When the enthusiastic participants arrived at Harvard in April, they tackled the subjects of humanitarian financing, international humanitarian law, humanitarian coordination, media and journalism, and adaptive leadership. They also combined their own work experiences with their newly-acquired knowledge to collectively brainstorm ways to address critical day-to-day challenges that they face in their existing positions.

Following the in-person portion of the program, PHL participants were assigned mentors and continued the course through distance learning. They also stayed in regular contact with their PHL colleagues to share learnings and support each other. Many had the opportunity to engage in new roles and immediately put the skills they gained into practice.

Road-testing new skills

Participants also had the opportunity to complete a field placement, and Kenyan-born Bonaventure Mulama carried out his placement with Concern in Ethiopia’s Amhara Region. Following the experience, he explained that, “Concern’s approach is noteworthy for its emphasis on helping beneficiaries get back on their feet economically, as opposed to just giving them regular food handouts to address pangs of hunger.”

“It is uplifting seeing sustainable progress from very humble beginnings… Programs like this restore economic stability and the belief that we human beings can substantially improve our status.” — Bonaventure

Bonaventure’s work with Concern exposed him to new development models, such as a small-scale lending program that organized local farmers into groups that had a shared vision, clear objectives, a leadership structure, and rules. Each farmer in the group received 110 pounds of an enhanced variety of potato seeds, three sheep, and one ram — which together comprised a small startup loan, or “microloan.” Each farmer was required to pay back the loan into a revolving fund within the year, and that fund would then support new beneficiaries.

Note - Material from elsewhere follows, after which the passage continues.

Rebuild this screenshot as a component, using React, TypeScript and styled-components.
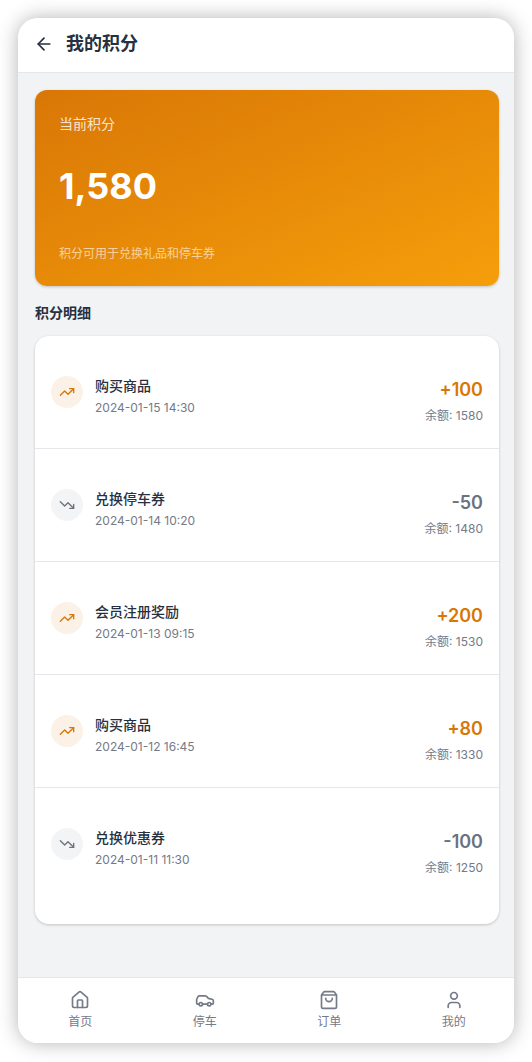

PHL participant Bonaventure Mulama in Ethiopia

Bonaventure Mulama during his PHL field placement in Ethiopia’s Amhara Region. Photo: Absra Anawete

“It is uplifting seeing sustainable progress from very humble beginnings,” said Bonaventure. “Programs like this one restore not just economic stability but also the belief that, in the right environment, we human beings can, with a little help and lots of discipline, substantially improve our status.”

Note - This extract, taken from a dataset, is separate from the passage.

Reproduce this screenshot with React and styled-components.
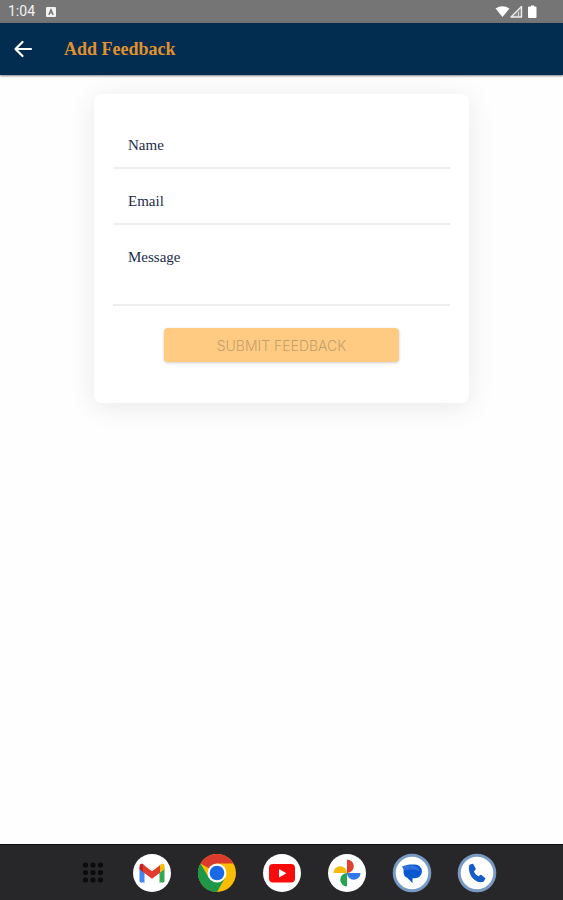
import React from "react";
import styled, { createGlobalStyle } from "styled-components";

const GlobalStyle = createGlobalStyle`
  *, *::before, *::after { box-sizing: border-box; }
  body { margin: 0; background: #fff; }
`;

const serif = `"Liberation Serif", "Times New Roman", serif`;

const Screen = styled.div`
  display: flex;
  flex-direction: column;
  min-height: 100vh;
  background: #fefefe;
`;

const StatusBar = styled.div`
  display: flex;
  align-items: center;
  justify-content: space-between;
  height: 23px;
  padding: 0 25px 0 8px;
  background: #757575;
  color: #f2f2f2;
  font: 400 14px/23px Roboto, sans-serif;
`;

const StatusGroup = styled.div`
  display: flex;
  align-items: center;
  gap: 11px;
`;

const AppBar = styled.header`
  display: flex;
  align-items: center;
  gap: 29px;
  height: 52px;
  padding: 0 12px;
  background: #022d50;
  box-shadow: 0 1px 2px rgba(0, 0, 0, 0.5);
`;

const BackButton = styled.button`
  display: flex;
  padding: 0;
  border: 0;
  background: none;
  cursor: pointer;
`;

const Title = styled.h1`
  margin: 0;
  color: #e0912f;
  font: 700 18px/24px ${serif};
`;

const Main = styled.main`
  flex: 1;
  padding: 19px 0;
`;

const Card = styled.form`
  display: flex;
  flex-direction: column;
  align-items: center;
  width: 66.6%;
  margin: 0 auto;
  padding: 19px 19px 41px;
  border-radius: 8px;
  background: #fff;
  box-shadow: 0 4px 28px rgba(0, 0, 0, 0.09);
`;

const Field = styled.label`
  display: grid;
  width: 100%;
  border-bottom: 2px solid #eeeeee;
  color: #1d2c4c;
  font: 400 15px/20px ${serif};
`;

const FieldLabel = styled.span`
  grid-area: 1 / 1;
  padding: 22px 15px 0;
  pointer-events: none;
`;

const TextInput = styled.input`
  grid-area: 1 / 1;
  width: 100%;
  height: ${(p) => p.$height}px;
  padding: 22px 15px 12px;
  border: 0;
  outline: 0;
  resize: none;
  background: transparent;
  color: inherit;
  font: inherit;

  &:not(:placeholder-shown) + ${FieldLabel},
  &:focus + ${FieldLabel} {
    padding-top: 4px;
    font-size: 12px;
  }
`;

const SubmitButton = styled.button`
  width: 70%;
  height: 34px;
  margin-top: 22px;
  border: 0;
  border-radius: 4px;
  background: #ffcb82;
  box-shadow: 0 1px 3px rgba(0, 0, 0, 0.2);
  color: #c49f6c;
  font: 300 14px/34px Inter, sans-serif;
  text-transform: uppercase;
`;

const Dock = styled.nav`
  display: flex;
  align-items: center;
  justify-content: center;
  gap: 25px;
  height: 56px;
  border-top: 1px solid #0c0c0e;
  background: #27272a;
`;

const DockButton = styled.button`
  display: flex;
  align-items: center;
  justify-content: center;
  width: 40px;
  height: 40px;
  padding: 0;
  border: 0;
  border-radius: 50%;
  background: none;
  cursor: pointer;
`;

function StatusIcons() {
  return (
    <svg width="43" height="14" viewBox="0 0 43 14" aria-hidden="true">
      <path d="M.5 3.500Q7.500-1 14.500 3.500L7.500 12Z" fill="#fff" />
      <path d="M26.500 1.500v10.500H16Z" fill="#8d8d8d" stroke="#eee" strokeWidth="1.400" strokeLinejoin="round" />
      <path d="M23.500 7v5" stroke="#d5d5d5" strokeWidth="1" />
      <path d="M34 1.500h2V.5h3v1h1.500q1 0 1 1V12q0 1-1 1h-6.500q-1 0-1-1V2.500q0-1 1-1Z" fill="#fff" />
    </svg>
  );
}

function KeyboardBadge() {
  return (
    <svg width="10" height="10" viewBox="0 0 10 10" aria-hidden="true">
      <rect width="10" height="10" rx="1" fill="#f2f2f2" />
      <path d="M2.800 8 5 2.500 7.200 8M3.600 6h2.800" fill="none" stroke="#6b6b6b" strokeWidth="1.200" />
    </svg>
  );
}

function BackArrow() {
  return (
    <svg width="23" height="24" viewBox="0 0 23 24" aria-hidden="true">
      <path d="M10.500 5 3.500 12l7 7M3.500 12h15.500" fill="none" stroke="#fff" strokeWidth="2.200" strokeLinecap="round" strokeLinejoin="round" />
    </svg>
  );
}

const dotColumns = [18.5, 26, 33.5];
const dotRows = [12, 19.5, 27];

const apps = [
  {
    name: "All apps",
    art: dotRows.map((y) =>
      dotColumns.map((x) => <circle key={`${x}-${y}`} cx={x} cy={y} r="2.600" fill="#0b0b0d" />)
    ),
  },
  {
    name: "Gmail",
    art: (
      <>
        <circle cx="20" cy="20" r="19" fill="#fff" />
        <path d="M7.500 14v14q0 1.500 1.500 1.500h3.500V17Z" fill="#4285f4" />
        <path d="M32.500 14v14q0 1.500-1.500 1.500h-3.500V17Z" fill="#34a853" />
        <path d="M27.500 12.500v7.500l5-3.700V14q0-3.700-3-3.200Z" fill="#fbbc04" />
        <path d="M12.500 12.500v7.500l-5-3.700V14q0-3.700 3-3.200Z" fill="#c5221f" />
        <path d="M11 11.500 20 18.300l8-6.100v7.500L20 25.800l-9-6.900Z" fill="#e13a2e" />
      </>
    ),
  },
  {
    name: "Chrome",
    art: (
      <>
        <circle cx="20" cy="20" r="19" fill="#fbbc04" />
        <path d="M20 20 3.500 10.500A19 19 0 0 1 36.500 10.500H20Z" fill="#db3b2d" />
        <path d="M3.500 10.500A19 19 0 0 0 20 39l8.200-14.300L20 20 11.800 24.700Z" fill="#1e9748" />
        <circle cx="20" cy="20" r="9.500" fill="#fff" />
        <circle cx="20" cy="20" r="7.300" fill="#1a69e5" />
      </>
    ),
  },
  {
    name: "YouTube",
    art: (
      <>
        <circle cx="20" cy="20" r="19" fill="#fff" />
        <rect x="7" y="11" width="26" height="18.500" rx="4" fill="#fa0b0b" />
        <path d="m17 16 7.500 4.200L17 24.500Z" fill="#fff" />
      </>
    ),
  },
  {
    name: "Photos",
    art: (
      <>
        <circle cx="20" cy="20" r="19" fill="#fff" />
        <path d="M20 20V6.500a6.750 6.750 0 0 1 0 13.500Z" fill="#e2402f" />
        <path d="M20 20H33.500a6.750 6.750 0 0 1-13.500 0Z" fill="#3377e8" />
        <path d="M20 20V33.500a6.750 6.750 0 0 1 0-13.500Z" fill="#25a34e" />
        <path d="M20 20H6.500a6.750 6.750 0 0 1 13.500 0Z" fill="#f6b90c" />
      </>
    ),
  },
  {
    name: "Messages",
    art: (
      <>
        <circle cx="20" cy="20" r="17.800" fill="#fff" stroke="#7899c3" strokeWidth="3" />
        <path d="M17.500 11.500h5.500a6.900 6.900 0 0 1 0 13.800H20.500V30L15.500 25Q11.500 23.500 11.500 18.500 11.500 11.500 17.500 11.500Z" fill="#0b57d0" />
        <path d="M10 13.500Q14 11.500 20 12.500q7 1 7.500 5.500Q20 15.500 12 17.500Z" fill="#2b70de" />
      </>
    ),
  },
  {
    name: "Phone",
    art: (
      <>
        <circle cx="20" cy="20" r="17.800" fill="#fff" stroke="#7899c3" strokeWidth="3" />
        <path d="M13 12.500 15.500 11.500 18 16 16 18.500Q17.500 22.500 21.300 24.300L24 22.500 27.500 25.500 26 28Q21 29.500 16.500 25 11.800 20 13 12.500Z" fill="#155bc9" stroke="#155bc9" strokeWidth="1.600" strokeLinejoin="round" />
      </>
    ),
  },
];

export default function App() {
  return (
    <Screen>
      <GlobalStyle />
      <StatusBar>
        <StatusGroup>
          <span>1:04</span>
          <KeyboardBadge />
        </StatusGroup>
        <StatusIcons />
      </StatusBar>
      <AppBar>
        <BackButton type="button" aria-label="Back">
          <BackArrow />
        </BackButton>
        <Title>Add Feedback</Title>
      </AppBar>
      <Main>
        <Card onSubmit={(e) => e.preventDefault()}>
          <Field>
            <TextInput type="text" name="name" placeholder=" " $height={54} />
            <FieldLabel>Name</FieldLabel>
          </Field>
          <Field>
            <TextInput type="email" name="email" placeholder=" " $height={54} />
            <FieldLabel>Email</FieldLabel>
          </Field>
          <Field>
            <TextInput as="textarea" name="message" placeholder=" " $height={79} />
            <FieldLabel>Message</FieldLabel>
          </Field>
          <SubmitButton type="submit" disabled>
            Submit Feedback
          </SubmitButton>
        </Card>
      </Main>
      <Dock aria-label="Apps">
        {apps.map((app) => (
          <DockButton key={app.name} type="button" aria-label={app.name}>
            <svg width="40" height="40" viewBox="0 0 40 40" aria-hidden="true">
              {app.art}
            </svg>
          </DockButton>
        ))}
      </Dock>
    </Screen>
  );
}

For Bonaventure, the PHL experience was not just rewarding but also humbling. When speaking about the mentorship component of the program, Bonaventure noted that what he appreciated the most was, “hearing from someone who has seen it all before. I liked the fact that my mentor had experience in diverse humanitarian contexts and had even worked in Ethiopia. It was also humbling to have someone so senior put aside some of their pressing tasks to listen to how I was faring on and offer advice.”

A leader in the making

For Zimbabwean Dr. Lillian Nyamuda, the impact of the PHL experience is clear: she has embraced her own potential as a humanitarian leader in the making. After participating in the in-person PHL leadership training course, Lillian returned to her job as a project manager at an international non-governmental organization, where she was overseeing a program to strengthen healthcare services in a county of South Sudan. She found that the PHL experience had equipped her with a host of new skills:

“PHL has been a fantastic platform that allowed me to develop into a better humanitarian leader. It addressed some gaps in my knowledge and provided me better ways of tackling certain situations to improve programming. For example, during project assessments, it was typical for me to research how much the community was utilizing our services, and how good they were. Now, because of my PHL training, I want to design a study to find out what the community actually wants from their healthcare providers, not just their utilization behavior!

“PHL allowed me create invaluable networks with other humanitarians — learning from their experiences, and adapting what I’ve learned to my context.” — Lillian

“PHL also allowed me create invaluable networks with other humanitarians — learning from their experiences and adapting what I’ve learned to my context. For instance, one of the main leadership challenges I face is keeping my team motivated despite the difficult and challenging situations that they face on a daily basis. To approach this, I try to utilize what I learned about motivating teams. I speak words of encouragement to them regularly, and make them feel appreciated and assure them that their work is valued. I try to create a positive internal working environment, to combat the negative external environment.”

PHL participant Farman Ullah and South Sudanese children

PHL participant Farman Ullah in South Sudan. Photo: Farman Ullah

Lillian and Bonaventure’s experiences are just two examples from an extremely successful pilot. When asked how the program benefitted their work, participants felt it was “a remarkable experience,” that enabled them to “identify areas of strength that [they] have, as well as ones that [they] would like to further improve.”